A lull followed as Pat continued perfecting his sculptures, while psychologists, social workers and court officials jotted down notes.
Pat’s answer may provide an important clue that could help authorities improve the process aimed at healing him and fellow detainees while they are in the remand home, so that, hopefully, they will never be sent here again.
Works from the art therapy process reveal and heal the inside worlds of young offenders _ their yearning for love and understanding, their lack of problem solving skills and hope for the new chapter of life.
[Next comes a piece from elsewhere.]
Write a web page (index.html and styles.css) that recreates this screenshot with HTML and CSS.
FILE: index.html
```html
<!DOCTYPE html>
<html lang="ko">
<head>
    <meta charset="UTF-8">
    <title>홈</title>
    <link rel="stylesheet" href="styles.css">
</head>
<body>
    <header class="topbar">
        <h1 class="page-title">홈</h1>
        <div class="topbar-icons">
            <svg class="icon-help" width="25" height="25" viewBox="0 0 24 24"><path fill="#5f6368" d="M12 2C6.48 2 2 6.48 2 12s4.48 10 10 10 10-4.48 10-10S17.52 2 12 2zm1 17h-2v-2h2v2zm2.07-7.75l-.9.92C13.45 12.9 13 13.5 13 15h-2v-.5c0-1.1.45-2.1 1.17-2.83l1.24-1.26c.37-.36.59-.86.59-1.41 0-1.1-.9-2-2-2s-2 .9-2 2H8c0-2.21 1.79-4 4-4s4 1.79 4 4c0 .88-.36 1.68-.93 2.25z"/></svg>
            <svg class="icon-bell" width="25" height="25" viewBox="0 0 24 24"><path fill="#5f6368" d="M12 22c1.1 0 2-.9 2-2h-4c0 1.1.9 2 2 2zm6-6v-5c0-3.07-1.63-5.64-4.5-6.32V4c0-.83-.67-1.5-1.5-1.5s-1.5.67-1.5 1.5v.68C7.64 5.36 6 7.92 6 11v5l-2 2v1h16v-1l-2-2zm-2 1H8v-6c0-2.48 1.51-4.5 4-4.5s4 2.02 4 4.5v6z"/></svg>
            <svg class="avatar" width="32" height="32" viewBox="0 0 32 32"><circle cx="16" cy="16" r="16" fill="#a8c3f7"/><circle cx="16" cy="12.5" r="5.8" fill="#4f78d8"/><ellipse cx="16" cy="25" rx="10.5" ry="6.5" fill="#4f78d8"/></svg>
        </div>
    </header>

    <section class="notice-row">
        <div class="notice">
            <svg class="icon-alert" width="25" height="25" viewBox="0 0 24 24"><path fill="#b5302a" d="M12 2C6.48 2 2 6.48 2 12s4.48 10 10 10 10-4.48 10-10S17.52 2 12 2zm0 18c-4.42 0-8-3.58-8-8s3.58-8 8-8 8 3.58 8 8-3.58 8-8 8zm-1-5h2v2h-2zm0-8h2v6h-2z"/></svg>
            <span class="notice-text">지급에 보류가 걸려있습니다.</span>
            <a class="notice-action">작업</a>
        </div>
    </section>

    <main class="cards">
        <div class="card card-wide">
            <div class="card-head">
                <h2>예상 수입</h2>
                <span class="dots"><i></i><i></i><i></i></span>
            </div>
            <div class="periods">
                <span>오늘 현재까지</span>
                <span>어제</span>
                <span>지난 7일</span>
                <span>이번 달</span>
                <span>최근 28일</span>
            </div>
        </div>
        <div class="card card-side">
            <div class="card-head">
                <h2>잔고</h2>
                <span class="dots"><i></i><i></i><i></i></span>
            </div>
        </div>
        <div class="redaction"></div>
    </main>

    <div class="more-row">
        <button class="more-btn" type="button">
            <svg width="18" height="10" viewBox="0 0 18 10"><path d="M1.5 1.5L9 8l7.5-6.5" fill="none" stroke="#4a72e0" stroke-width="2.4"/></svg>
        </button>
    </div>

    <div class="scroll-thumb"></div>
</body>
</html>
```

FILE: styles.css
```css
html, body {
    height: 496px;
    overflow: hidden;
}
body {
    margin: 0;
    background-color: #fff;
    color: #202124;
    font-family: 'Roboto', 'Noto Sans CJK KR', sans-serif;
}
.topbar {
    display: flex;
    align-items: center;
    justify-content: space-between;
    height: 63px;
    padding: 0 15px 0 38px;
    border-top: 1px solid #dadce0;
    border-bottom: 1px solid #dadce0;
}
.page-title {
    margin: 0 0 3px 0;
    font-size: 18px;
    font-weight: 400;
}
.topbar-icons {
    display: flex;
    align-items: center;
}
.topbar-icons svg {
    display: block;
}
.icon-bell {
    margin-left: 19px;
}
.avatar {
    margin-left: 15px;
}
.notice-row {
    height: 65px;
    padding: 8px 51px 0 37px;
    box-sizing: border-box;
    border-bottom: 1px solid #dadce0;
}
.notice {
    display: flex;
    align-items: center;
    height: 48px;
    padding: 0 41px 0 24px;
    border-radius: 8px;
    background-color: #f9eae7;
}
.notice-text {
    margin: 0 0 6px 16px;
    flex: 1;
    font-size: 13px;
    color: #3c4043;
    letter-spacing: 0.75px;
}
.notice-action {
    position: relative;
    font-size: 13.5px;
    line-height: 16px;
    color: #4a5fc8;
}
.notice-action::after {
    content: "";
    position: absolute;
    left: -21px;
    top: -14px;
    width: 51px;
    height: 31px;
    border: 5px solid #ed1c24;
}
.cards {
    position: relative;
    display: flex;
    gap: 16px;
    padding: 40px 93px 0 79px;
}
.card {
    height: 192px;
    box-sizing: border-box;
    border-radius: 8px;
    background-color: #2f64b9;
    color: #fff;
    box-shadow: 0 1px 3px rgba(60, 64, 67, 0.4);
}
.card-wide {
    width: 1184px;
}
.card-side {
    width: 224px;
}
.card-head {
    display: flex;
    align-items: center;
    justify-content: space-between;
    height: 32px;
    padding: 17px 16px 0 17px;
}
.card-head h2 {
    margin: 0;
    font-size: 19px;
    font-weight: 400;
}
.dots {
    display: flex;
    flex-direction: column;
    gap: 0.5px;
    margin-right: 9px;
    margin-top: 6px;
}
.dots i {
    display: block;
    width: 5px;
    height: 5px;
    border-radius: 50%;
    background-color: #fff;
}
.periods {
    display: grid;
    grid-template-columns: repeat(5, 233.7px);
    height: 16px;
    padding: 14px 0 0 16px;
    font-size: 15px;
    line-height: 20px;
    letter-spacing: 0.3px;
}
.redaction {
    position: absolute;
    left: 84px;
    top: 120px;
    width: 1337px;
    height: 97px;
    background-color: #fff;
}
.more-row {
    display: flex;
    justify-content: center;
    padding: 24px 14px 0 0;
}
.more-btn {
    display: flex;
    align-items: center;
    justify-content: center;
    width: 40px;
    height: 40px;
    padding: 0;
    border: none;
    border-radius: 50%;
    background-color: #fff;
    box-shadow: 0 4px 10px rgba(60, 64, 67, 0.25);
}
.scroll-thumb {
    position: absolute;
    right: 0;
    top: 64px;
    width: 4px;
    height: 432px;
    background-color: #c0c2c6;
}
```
!”The art therapy process helps uncover the complex nature of the youngsters’ hearts, where the problems lie,” said Sabine de Raaf, an art therapist from the Netherlands.
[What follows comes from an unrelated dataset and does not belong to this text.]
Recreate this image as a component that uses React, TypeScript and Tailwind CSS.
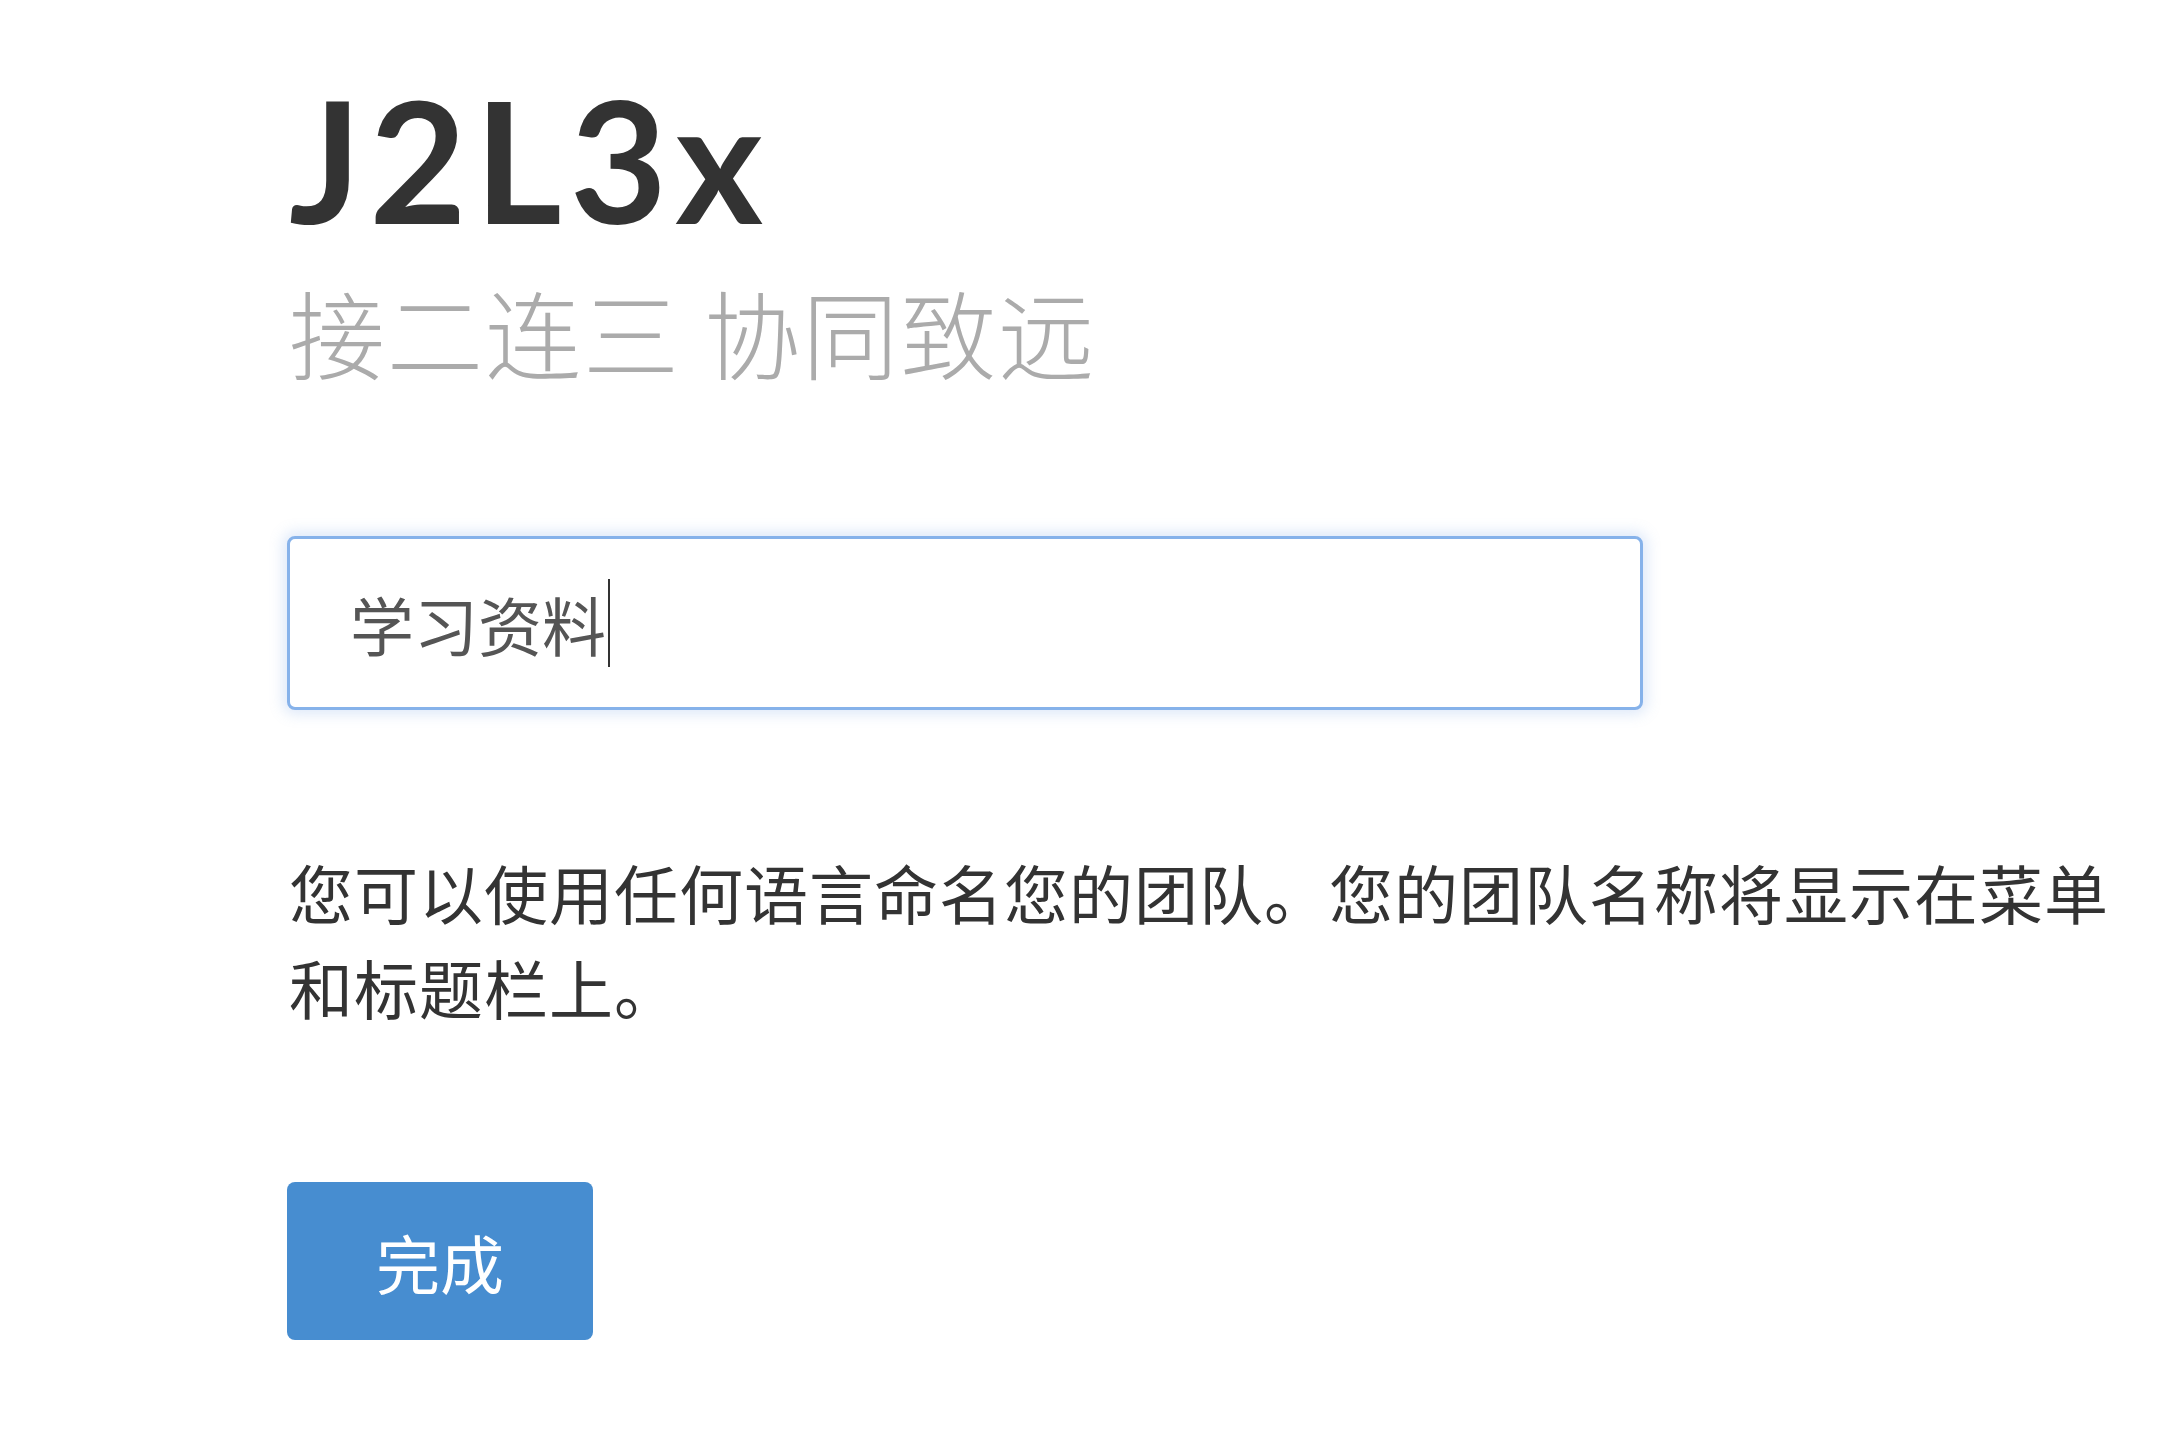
export default function App() {
  return (
    <div className="min-h-screen bg-white">
      <div className="flex flex-col pl-[287px] pr-[20px] w-[2161px]">
        {/* brand */}
        <h1 className="mt-[75px] ml-[2px] text-[168px] leading-none font-bold text-[#333333] tracking-[8px] [font-family:Lato,'Open_Sans',sans-serif]">
          J2L3x
        </h1>
        <p className="mt-[40px] ml-[2px] text-[96px] leading-none font-light text-[#ababab] tracking-[2px] [font-family:'Noto_Sans_CJK_SC',sans-serif]">
          接二连三 协同致远
        </p>

        {/* team name field */}
        <div className="mt-[157px] w-[1356px] h-[174px] flex items-center pl-[60px] rounded-[8px] border-[3px] border-[#86b2ea] bg-white shadow-[0_0_14px_4px_rgba(120,165,230,0.25)]">
          <span className="text-[64px] leading-none text-[#555555] [font-family:'Noto_Sans_CJK_SC',sans-serif]">
            学习资料
          </span>
          <span className="ml-[2px] w-[2px] h-[88px] bg-[#333333]" />
        </div>

        <p className="mt-[134px] ml-[2px] w-[1860px] text-[64px] leading-[95px] tracking-[1px] text-[#333333] [font-family:'Noto_Sans_CJK_SC',sans-serif]">
          您可以使用任何语言命名您的团队。您的团队名称将显示在菜单和标题栏上。
        </p>

        <button className="mt-[148px] w-[306px] h-[158px] rounded-[8px] bg-[#478dd0] text-white text-[64px] leading-none [font-family:'Noto_Sans_CJK_SC',sans-serif]">
          完成
        </button>
      </div>
    </div>
  );
}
“Unless we are able to learn the roots of what brought them here to this detention centre, we cannot find ways to help them,” she added.
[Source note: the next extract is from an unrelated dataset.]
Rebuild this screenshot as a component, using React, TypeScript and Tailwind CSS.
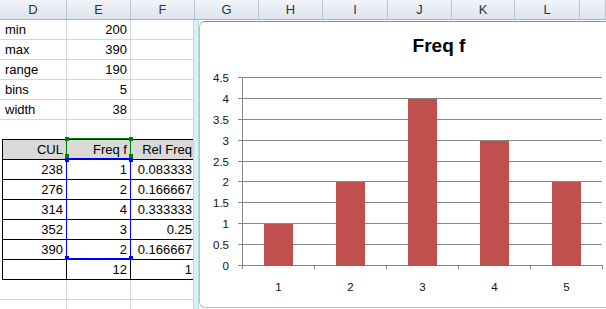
import React from "react";

const headerCols = [
  { label: "D", w: "w-[67px]" },
  { label: "E", w: "w-[64px]" },
  { label: "F", w: "w-[64px]" },
  { label: "G", w: "w-[64px]" },
  { label: "H", w: "w-[64px]" },
  { label: "I", w: "w-[65px]" },
  { label: "J", w: "w-[64px]" },
  { label: "K", w: "w-[63px]" },
  { label: "L", w: "w-[65px]" },
  { label: "", w: "flex-1" },
];

const stats = [
  ["min", "200"],
  ["max", "390"],
  ["range", "190"],
  ["bins", "5"],
  ["width", "38"],
];

const freqRows = [
  ["238", "1", "0.083333"],
  ["276", "2", "0.166667"],
  ["314", "4", "0.333333"],
  ["352", "3", "0.25"],
  ["390", "2", "0.166667"],
  ["", "12", "1"],
];

const freq = [1, 2, 4, 3, 2];

const HeaderRow = () => (
  <div className="flex h-[20px] border-b border-[#9eb6ce] bg-gradient-to-b from-[#f1f4f9] to-[#dde4ee] text-[#333]">
    {headerCols.map((c, i) => (
      <div
        key={i}
        className={`${c.w} shrink-0 border-r border-[#b5c7da] text-center leading-[19px]`}
      >
        {c.label}
      </div>
    ))}
  </div>
);

const Chart = () => {
  const x0 = 42;
  const y0 = 243;
  const unit = 41.8;
  const cat = 72;
  const ticks = [0, 0.5, 1, 1.5, 2, 2.5, 3, 3.5, 4, 4.5];
  return (
    <svg width="478" height="285" className="block">
      <text x="239" y="30" textAnchor="middle" fontSize="19" fontWeight="bold" fill="#000">
        Freq f
      </text>
      {ticks.map((t) => {
        const y = Math.round(y0 - t * unit) + 0.5;
        return (
          <g key={t}>
            <line x1={x0 - 4} x2={402} y1={y} y2={y} stroke="#868686" shapeRendering="crispEdges" />
            <text x="29" y={y} textAnchor="end" dominantBaseline="central" fontSize="11.5" fill="#111">
              {t}
            </text>
          </g>
        );
      })}
      <line x1={x0 + 0.5} x2={x0 + 0.5} y1={y0 - 4.5 * unit} y2={y0 + 4} stroke="#868686" shapeRendering="crispEdges" />
      {[1, 2, 3, 4, 5].map((i) => (
        <line
          key={i}
          x1={x0 + cat * i + 0.5}
          x2={x0 + cat * i + 0.5}
          y1={y0}
          y2={y0 + 4}
          stroke="#868686"
          shapeRendering="crispEdges"
        />
      ))}
      {freq.map((v, i) => (
        <g key={i}>
          <rect
            x={x0 + cat * i + 22}
            y={Math.round(y0 - v * unit) + 1}
            width="29"
            height={Math.round(v * unit)}
            fill="#c0504d"
          />
          <text x={x0 + cat * i + 36.5} y="269" textAnchor="middle" fontSize="11.5" fill="#111">
            {i + 1}
          </text>
        </g>
      ))}
    </svg>
  );
};

export default function App() {
  return (
    <div className="relative h-[309px] w-[606px] overflow-hidden bg-white font-['Liberation_Sans',Arial,sans-serif] text-[13px] text-black">
      <HeaderRow />
      <div className="flex h-[289px]">
        <div className="w-[193px] shrink-0 overflow-hidden">
          <div className="w-[195px]">
            {stats.map(([k, v]) => (
              <div key={k} className="flex h-[20px] border-b border-[#d0d7e5] leading-[19px]">
                <div className="w-[67px] shrink-0 border-r border-[#d0d7e5] pl-[5px]">{k}</div>
                <div className="w-[64px] shrink-0 border-r border-[#d0d7e5] pr-[3px] text-right">{v}</div>
                <div className="w-[64px] shrink-0" />
              </div>
            ))}
            <div className="flex h-[19px]">
              <div className="w-[67px] shrink-0 border-r border-[#d0d7e5]" />
              <div className="w-[64px] shrink-0 border-r border-[#d0d7e5]" />
            </div>
            <div className="ml-[2px] border-l border-t border-black">
              <div className="flex h-[20px] border-b border-black bg-[#d9d9d9] leading-[19px]">
                <div className="w-[64px] shrink-0 border-r border-black pr-[3px] text-right">CUL</div>
                <div className="w-[64px] shrink-0 border-r border-black pr-[3px] text-right">Freq f</div>
                <div className="w-[64px] shrink-0 pr-[3px] text-right">Rel Freq</div>
              </div>
              {freqRows.map((r, i) => (
                <div key={i} className="flex h-[20px] border-b border-black leading-[19px]">
                  <div className="w-[64px] shrink-0 border-r border-black pr-[3px] text-right">{r[0]}</div>
                  <div className="w-[64px] shrink-0 border-r border-black pr-[3px] text-right">{r[1]}</div>
                  <div className="w-[64px] shrink-0 whitespace-nowrap pr-[3px] text-right">{r[2]}</div>
                </div>
              ))}
            </div>
            <div className="flex h-[20px] border-b border-[#d0d7e5]">
              <div className="w-[67px] shrink-0 border-r border-[#d0d7e5]" />
              <div className="w-[64px] shrink-0 border-r border-[#d0d7e5]" />
            </div>
            <div className="flex h-[20px]">
              <div className="w-[67px] shrink-0 border-r border-[#d0d7e5]" />
              <div className="w-[64px] shrink-0 border-r border-[#d0d7e5]" />
            </div>
          </div>
        </div>
        <div className="w-[6px] shrink-0 border-x border-[#b9dbe3] bg-[#dcf0f4]" />
        <div className="flex-1 overflow-hidden pt-[1px]">
          <div className="h-[287px] w-[480px] rounded-[6px] border border-[#bdbdbd] border-t-[#8f8f8f] bg-white">
            <Chart />
          </div>
        </div>
      </div>

      {/* selection overlays */}
      <div className="absolute left-[66px] top-[138px] h-[20px] w-[65px] border border-b-0 border-[#008000]" />
      <div className="absolute left-[66px] top-[158px] h-[101px] w-[65px] border border-[#0000ff]" />
      <div className="absolute left-[65px] top-[137px] h-[4px] w-[4px] bg-[#008000]" />
      <div className="absolute left-[129px] top-[137px] h-[4px] w-[4px] bg-[#008000]" />
      <div className="absolute left-[65px] top-[154px] h-[4px] w-[4px] bg-[#008000]" />
      <div className="absolute left-[129px] top-[154px] h-[4px] w-[4px] bg-[#008000]" />
      <div className="absolute left-[65px] top-[158px] h-[4px] w-[4px] bg-[#0000ff]" />
      <div className="absolute left-[129px] top-[158px] h-[4px] w-[4px] bg-[#0000ff]" />
      <div className="absolute left-[65px] top-[256px] h-[4px] w-[4px] bg-[#0000ff]" />
      <div className="absolute left-[129px] top-[256px] h-[4px] w-[4px] bg-[#0000ff]" />
    </div>
  );
}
Sabine offered art therapy sessions to young offenders at the Pathum Thani Provincial Court (Juvenile and Family Section) during the five months that she was a volunteer teaching at Tridhakasa School.
!Young offenders and the crimes that they commit reflect social ills, said Kornkanya Suwanpanich, chief judge of the Pathum Thani Provincial Court (Juvenile and Family Section).
!”Most of these youngsters are from poor and broken families. Their parents and guardians are busy making ends meet, thus having little time for their kids to guide them through the maze of right and wrong,” she said. Many suffer from abuse by family members.
The other culprits, the chief judge pointed out, are consumerism values in society and irresponsible media.
The ability to handle the black marks on their pictures reflects the youngsters’ ability to deal with difficulties in real life.
In the left picture, the black mark is bolded and separated from other colours, while the right picture shows the ability of youngsters who can turn the black line into something funny, making it part of the whole picture.
!”Many young people steal because they want to be accepted in society. They want to have the brand-name cellphones and to wear the fashionable clothes splashed in the media and advertisements,” added Kornkanya.
The situation seems worsen every year.
Divorce rates and family-related lawsuits are on the rise. Last year, there were 915 new cases in the Juvenile and Family Court, 200 more than the number five years ago.
!The most common crimes that result in 10- to 18-year-old youths being sent to remand homes are theft, violent and brutal rows, sexual offences, online and Internet addiction, gambling, drug abuse and truancy.
Punishment is not the cure for the rising crime rate among the young.
“If we want to help these young offenders, we need to change our attitude,” said Usa Thanomphongphan, director and founder of Tridhaksa School, who initiated the art therapy project for youth in correctional institutes.
“There are no evil or bad people in this world. They are just weak people who cannot get through life’s temptations and challenges. They need empowerment.”
Sabine de Raff, art therapist from the Netherlands: “Art therapy provides processes to help us find our natural healing powers.”
“Humans are creative beings. We can always create and re-create our life. If people believe in their own potential, they can, and will, change for the better,” said Usa.
In a “give and take” activity, art therapist Sabine asked each of the boys to draw an outward spiral on a small sheet of paper and an inward spiral on another small sheet of paper. Then she asked them to write inside the first spiral what they wanted to give to the world and, inside the other spiral, what they want to receive from the world.
!The aggressive, ignorant-looking boys wrote almost in unison: “Love, warmth, hugging, caring, intimacy, happiness, flowers and sincerity” inside both spirals.
It is this evidence that convinces her that these boys can be healed and become good citizens in society.
“Art process activities help them to reach out with their hearts and feelings,” said Sabine.